--- Aim of the task ---
Identify the lines bearing the string "components" and gather them.

────

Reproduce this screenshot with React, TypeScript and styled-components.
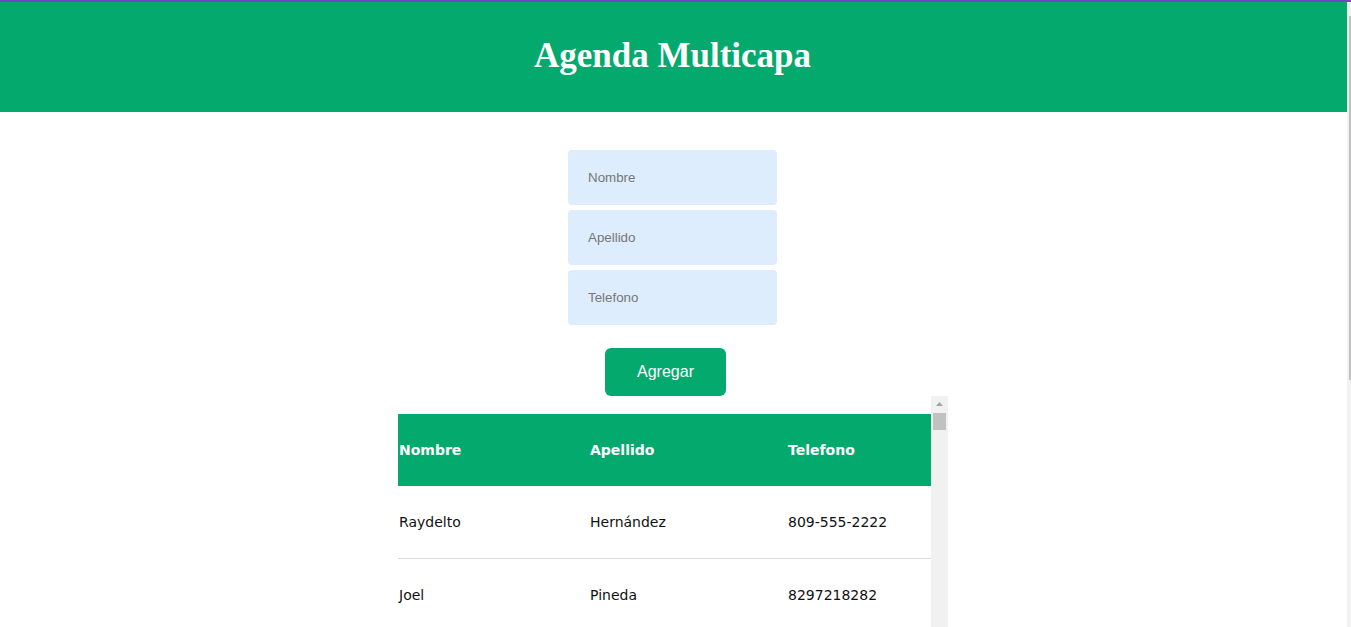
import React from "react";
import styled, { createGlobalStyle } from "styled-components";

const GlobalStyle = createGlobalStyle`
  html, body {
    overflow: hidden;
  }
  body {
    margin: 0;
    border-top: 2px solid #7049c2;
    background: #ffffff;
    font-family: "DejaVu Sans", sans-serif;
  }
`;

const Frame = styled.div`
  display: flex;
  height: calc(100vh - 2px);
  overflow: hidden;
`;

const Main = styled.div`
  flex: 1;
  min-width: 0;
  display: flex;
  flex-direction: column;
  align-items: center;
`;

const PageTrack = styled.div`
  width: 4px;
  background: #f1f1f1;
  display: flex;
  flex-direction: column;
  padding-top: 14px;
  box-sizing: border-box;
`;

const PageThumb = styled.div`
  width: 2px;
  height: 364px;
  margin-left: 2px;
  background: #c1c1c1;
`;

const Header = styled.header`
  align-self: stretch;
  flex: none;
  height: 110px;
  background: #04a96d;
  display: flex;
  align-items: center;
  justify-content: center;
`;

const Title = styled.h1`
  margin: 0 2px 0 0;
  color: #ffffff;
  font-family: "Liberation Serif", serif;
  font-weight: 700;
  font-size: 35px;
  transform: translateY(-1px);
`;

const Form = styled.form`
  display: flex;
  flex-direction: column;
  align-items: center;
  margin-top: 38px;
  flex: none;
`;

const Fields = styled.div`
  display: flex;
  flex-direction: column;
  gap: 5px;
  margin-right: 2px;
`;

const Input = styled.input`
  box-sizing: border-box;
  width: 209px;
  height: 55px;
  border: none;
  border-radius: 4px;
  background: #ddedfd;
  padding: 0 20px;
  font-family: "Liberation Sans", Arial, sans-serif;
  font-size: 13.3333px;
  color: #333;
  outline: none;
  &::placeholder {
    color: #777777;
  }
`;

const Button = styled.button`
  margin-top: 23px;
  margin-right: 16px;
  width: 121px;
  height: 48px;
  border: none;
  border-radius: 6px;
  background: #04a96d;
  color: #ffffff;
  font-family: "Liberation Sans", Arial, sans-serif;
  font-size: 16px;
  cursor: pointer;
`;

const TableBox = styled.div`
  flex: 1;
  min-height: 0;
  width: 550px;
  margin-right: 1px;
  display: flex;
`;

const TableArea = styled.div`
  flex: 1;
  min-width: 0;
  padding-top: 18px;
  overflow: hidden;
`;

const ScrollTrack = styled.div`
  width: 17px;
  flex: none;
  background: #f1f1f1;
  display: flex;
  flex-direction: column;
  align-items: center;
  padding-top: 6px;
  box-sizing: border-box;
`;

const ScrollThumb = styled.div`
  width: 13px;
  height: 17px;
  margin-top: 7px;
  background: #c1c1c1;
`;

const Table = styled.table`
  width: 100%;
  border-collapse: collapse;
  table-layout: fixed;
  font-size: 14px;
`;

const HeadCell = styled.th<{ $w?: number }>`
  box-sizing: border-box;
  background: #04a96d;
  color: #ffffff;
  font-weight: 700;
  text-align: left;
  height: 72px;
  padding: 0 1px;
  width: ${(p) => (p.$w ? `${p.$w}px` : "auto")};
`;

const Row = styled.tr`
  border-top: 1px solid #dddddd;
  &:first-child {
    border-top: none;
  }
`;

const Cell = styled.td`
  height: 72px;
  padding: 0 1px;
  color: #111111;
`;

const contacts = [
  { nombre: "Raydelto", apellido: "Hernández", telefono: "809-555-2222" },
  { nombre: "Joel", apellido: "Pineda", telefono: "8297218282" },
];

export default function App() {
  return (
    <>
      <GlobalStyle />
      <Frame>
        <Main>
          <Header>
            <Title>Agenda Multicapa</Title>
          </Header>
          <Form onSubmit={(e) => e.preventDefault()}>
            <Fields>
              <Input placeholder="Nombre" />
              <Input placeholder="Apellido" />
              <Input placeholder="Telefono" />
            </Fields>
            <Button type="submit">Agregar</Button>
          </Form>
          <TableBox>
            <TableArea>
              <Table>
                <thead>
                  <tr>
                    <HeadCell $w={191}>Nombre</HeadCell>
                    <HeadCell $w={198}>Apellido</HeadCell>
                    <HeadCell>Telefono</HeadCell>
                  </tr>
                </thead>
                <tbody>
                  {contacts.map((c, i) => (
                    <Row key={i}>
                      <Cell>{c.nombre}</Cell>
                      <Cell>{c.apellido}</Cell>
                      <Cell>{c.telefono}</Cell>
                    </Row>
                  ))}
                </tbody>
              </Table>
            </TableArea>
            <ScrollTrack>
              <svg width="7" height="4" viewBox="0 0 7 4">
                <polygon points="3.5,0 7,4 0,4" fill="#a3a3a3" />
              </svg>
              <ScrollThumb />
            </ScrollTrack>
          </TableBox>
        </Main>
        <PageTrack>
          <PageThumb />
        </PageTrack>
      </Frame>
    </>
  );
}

────

--- Response to this exercise ---
Reproduce this screenshot with React, TypeScript and styled-components.
import styled, { createGlobalStyle } from "styled-components";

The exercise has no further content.